What is required
Write out each line exactly as given. Leave the pictures out of your copy.

** START OF Given material **

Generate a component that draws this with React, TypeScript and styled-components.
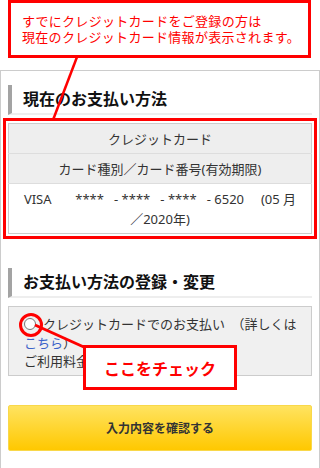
import styled, { createGlobalStyle } from "styled-components";

const GlobalStyle = createGlobalStyle`
  html, body {
    margin: 0;
    padding: 0;
    background: #fff;
  }
  body {
    font-family: "Noto Sans", "Noto Sans CJK JP", sans-serif;
    color: #333;
  }
`;

const RED = "#ff0000";

const Page = styled.div`
  position: relative;
  width: 320px;
  height: 468px;
  overflow: hidden;
`;

const Callout = styled.div`
  box-sizing: border-box;
  margin: 0 9px 0 8px;
  height: 58px;
  border: 3px solid ${RED};
  padding: 0 0 0 11px;
  display: flex;
  flex-direction: column;
  justify-content: center;
  color: ${RED};
  font-size: 13px;
  letter-spacing: 0.3px;
  line-height: 16px;
  white-space: nowrap;
`;

const Frame = styled.div`
  box-sizing: border-box;
  width: 320px;
  margin-top: 12px;
  border: 1px solid #ccc;
  padding: 14px 7px 18px 7px;
`;

const SectionTitle = styled.h2<{ $spaced?: boolean }>`
  box-sizing: border-box;
  margin: ${(p) => (p.$spaced ? "34px" : "0")} 0 0 0;
  height: 30px;
  border-left: 4px solid #a3a3a3;
  border-bottom: 2px solid #eee;
  padding-left: 11px;
  font-size: 16px;
  font-weight: bold;
  line-height: 28px;
  color: #111;
`;

const CardTable = styled.table`
  width: 100%;
  margin-top: 8px;
  border-collapse: collapse;
  border: 1px solid #ccc;
  outline: 3px solid ${RED};
  outline-offset: 2px;
  font-size: 13px;
  color: #333;
`;

const HeadCell = styled.th`
  height: 29px;
  padding: 0;
  background: #eee;
  border-bottom: 1px solid #ddd;
  font-weight: normal;
  text-align: center;
`;

const ValueCell = styled.td`
  height: 49px;
  padding: 0;
  background: #fff;
  text-align: center;
  line-height: 20px;
  white-space: pre;
`;

const OptionBox = styled.div`
  box-sizing: border-box;
  margin-top: 8px;
  height: 70px;
  border: 1px solid #ccc;
  background: #f0f0f0;
  padding: 8px 4px 0 15px;
  font-size: 13px;
  line-height: 18.5px;
  color: #333;
`;

const OptionLine = styled.div`
  display: flex;
  align-items: center;
  white-space: nowrap;
`;

const Radio = styled.span`
  position: relative;
  flex: none;
  box-sizing: border-box;
  width: 12px;
  height: 12px;
  margin-right: 7px;
  border: 1px solid #777;
  border-radius: 50%;
  background: #fff;

  &::after {
    content: "";
    position: absolute;
    left: -6px;
    top: -6px;
    width: 18px;
    height: 18px;
    border: 3px solid ${RED};
    border-radius: 50%;
  }
`;

const TextLink = styled.span`
  color: #3b63c9;
`;

const ConfirmButton = styled.button`
  display: block;
  box-sizing: border-box;
  width: 100%;
  height: 46px;
  margin-top: 29px;
  border: 1px solid #f9d84a;
  border-radius: 2px;
  background: linear-gradient(#ffe360, #ffc800);
  font-family: inherit;
  font-size: 12px;
  font-weight: bold;
  color: #333;
  cursor: pointer;
`;

const Annotation = styled.div`
  position: absolute;
  left: 83px;
  top: 345px;
  box-sizing: border-box;
  width: 154px;
  height: 45px;
  border: 3px solid ${RED};
  background: #fff;
  display: flex;
  align-items: center;
  justify-content: center;
  color: ${RED};
  font-size: 16px;
  font-weight: bold;
`;

const Connectors = styled.svg`
  position: absolute;
  left: 0;
  top: 0;
  pointer-events: none;
`;

export default function App() {
  return (
    <>
      <GlobalStyle />
      <Page>
        <Callout>
          <div>すでにクレジットカードをご登録の方は</div>
          <div>現在のクレジットカード情報が表示されます。</div>
        </Callout>
        <Frame>
          <SectionTitle>現在のお支払い方法</SectionTitle>
          <CardTable>
            <tbody>
              <tr>
                <HeadCell>クレジットカード</HeadCell>
              </tr>
              <tr>
                <HeadCell>カード種別／カード番号(有効期限)</HeadCell>
              </tr>
              <tr>
                <ValueCell>
                  {"VISA       ****   - ****   - ****   - 6520     (05 月\n／2020年)"}
                </ValueCell>
              </tr>
            </tbody>
          </CardTable>
          <SectionTitle $spaced>お支払い方法の登録・変更</SectionTitle>
          <OptionBox>
            <OptionLine>
              <Radio />
              クレジットカードでのお支払い　（詳しくは
            </OptionLine>
            <div>
              <TextLink>こちら</TextLink>）
            </div>
            <div>ご利用料金をカードでお支払い</div>
          </OptionBox>
          <ConfirmButton>入力内容を確認する</ConfirmButton>
        </Frame>
        <Connectors width="320" height="468">
          <line x1="77" y1="57" x2="53" y2="120" stroke={RED} strokeWidth="2.5" />
          <line x1="35" y1="325" x2="86" y2="348" stroke={RED} strokeWidth="3" />
        </Connectors>
        <Annotation>ここをチェック</Annotation>
      </Page>
    </>
  );
}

** END OF Given material **

Task result
Generate a component that draws this with React, TypeScript and styled-components.
import styled, { createGlobalStyle } from "styled-components";

const GlobalStyle = createGlobalStyle`
  html, body {
    margin: 0;
    padding: 0;
    background: #fff;
  }
  body {
    font-family: "Noto Sans", "Noto Sans CJK JP", sans-serif;
    color: #333;
  }
`;

const RED = "#ff0000";

const Page = styled.div`
  position: relative;
  width: 320px;
  height: 468px;
  overflow: hidden;
`;

const Callout = styled.div`
  box-sizing: border-box;
  margin: 0 9px 0 8px;
  height: 58px;
  border: 3px solid ${RED};
  padding: 0 0 0 11px;
  display: flex;
  flex-direction: column;
  justify-content: center;
  color: ${RED};
  font-size: 13px;
  letter-spacing: 0.3px;
  line-height: 16px;
  white-space: nowrap;
`;

const Frame = styled.div`
  box-sizing: border-box;
  width: 320px;
  margin-top: 12px;
  border: 1px solid #ccc;
  padding: 14px 7px 18px 7px;
`;

const SectionTitle = styled.h2<{ $spaced?: boolean }>`
  box-sizing: border-box;
  margin: ${(p) => (p.$spaced ? "34px" : "0")} 0 0 0;
  height: 30px;
  border-left: 4px solid #a3a3a3;
  border-bottom: 2px solid #eee;
  padding-left: 11px;
  font-size: 16px;
  font-weight: bold;
  line-height: 28px;
  color: #111;
`;

const CardTable = styled.table`
  width: 100%;
  margin-top: 8px;
  border-collapse: collapse;
  border: 1px solid #ccc;
  outline: 3px solid ${RED};
  outline-offset: 2px;
  font-size: 13px;
  color: #333;
`;

const HeadCell = styled.th`
  height: 29px;
  padding: 0;
  background: #eee;
  border-bottom: 1px solid #ddd;
  font-weight: normal;
  text-align: center;
`;

const ValueCell = styled.td`
  height: 49px;
  padding: 0;
  background: #fff;
  text-align: center;
  line-height: 20px;
  white-space: pre;
`;

const OptionBox = styled.div`
  box-sizing: border-box;
  margin-top: 8px;
  height: 70px;
  border: 1px solid #ccc;
  background: #f0f0f0;
  padding: 8px 4px 0 15px;
  font-size: 13px;
  line-height: 18.5px;
  color: #333;
`;

const OptionLine = styled.div`
  display: flex;
  align-items: center;
  white-space: nowrap;
`;

const Radio = styled.span`
  position: relative;
  flex: none;
  box-sizing: border-box;
  width: 12px;
  height: 12px;
  margin-right: 7px;
  border: 1px solid #777;
  border-radius: 50%;
  background: #fff;

  &::after {
    content: "";
    position: absolute;
    left: -6px;
    top: -6px;
    width: 18px;
    height: 18px;
    border: 3px solid ${RED};
    border-radius: 50%;
  }
`;

const TextLink = styled.span`
  color: #3b63c9;
`;

const ConfirmButton = styled.button`
  display: block;
  box-sizing: border-box;
  width: 100%;
  height: 46px;
  margin-top: 29px;
  border: 1px solid #f9d84a;
  border-radius: 2px;
  background: linear-gradient(#ffe360, #ffc800);
  font-family: inherit;
  font-size: 12px;
  font-weight: bold;
  color: #333;
  cursor: pointer;
`;

const Annotation = styled.div`
  position: absolute;
  left: 83px;
  top: 345px;
  box-sizing: border-box;
  width: 154px;
  height: 45px;
  border: 3px solid ${RED};
  background: #fff;
  display: flex;
  align-items: center;
  justify-content: center;
  color: ${RED};
  font-size: 16px;
  font-weight: bold;
`;

const Connectors = styled.svg`
  position: absolute;
  left: 0;
  top: 0;
  pointer-events: none;
`;

export default function App() {
  return (
    <>
      <GlobalStyle />
      <Page>
        <Callout>
          <div>すでにクレジットカードをご登録の方は</div>
          <div>現在のクレジットカード情報が表示されます。</div>
        </Callout>
        <Frame>
          <SectionTitle>現在のお支払い方法</SectionTitle>
          <CardTable>
            <tbody>
              <tr>
                <HeadCell>クレジットカード</HeadCell>
              </tr>
              <tr>
                <HeadCell>カード種別／カード番号(有効期限)</HeadCell>
              </tr>
              <tr>
                <ValueCell>
                  {"VISA       ****   - ****   - ****   - 6520     (05 月\n／2020年)"}
                </ValueCell>
              </tr>
            </tbody>
          </CardTable>
          <SectionTitle $spaced>お支払い方法の登録・変更</SectionTitle>
          <OptionBox>
            <OptionLine>
              <Radio />
              クレジットカードでのお支払い　（詳しくは
            </OptionLine>
            <div>
              <TextLink>こちら</TextLink>）
            </div>
            <div>ご利用料金をカードでお支払い</div>
          </OptionBox>
          <ConfirmButton>入力内容を確認する</ConfirmButton>
        </Frame>
        <Connectors width="320" height="468">
          <line x1="77" y1="57" x2="53" y2="120" stroke={RED} strokeWidth="2.5" />
          <line x1="35" y1="325" x2="86" y2="348" stroke={RED} strokeWidth="3" />
        </Connectors>
        <Annotation>ここをチェック</Annotation>
      </Page>
    </>
  );
}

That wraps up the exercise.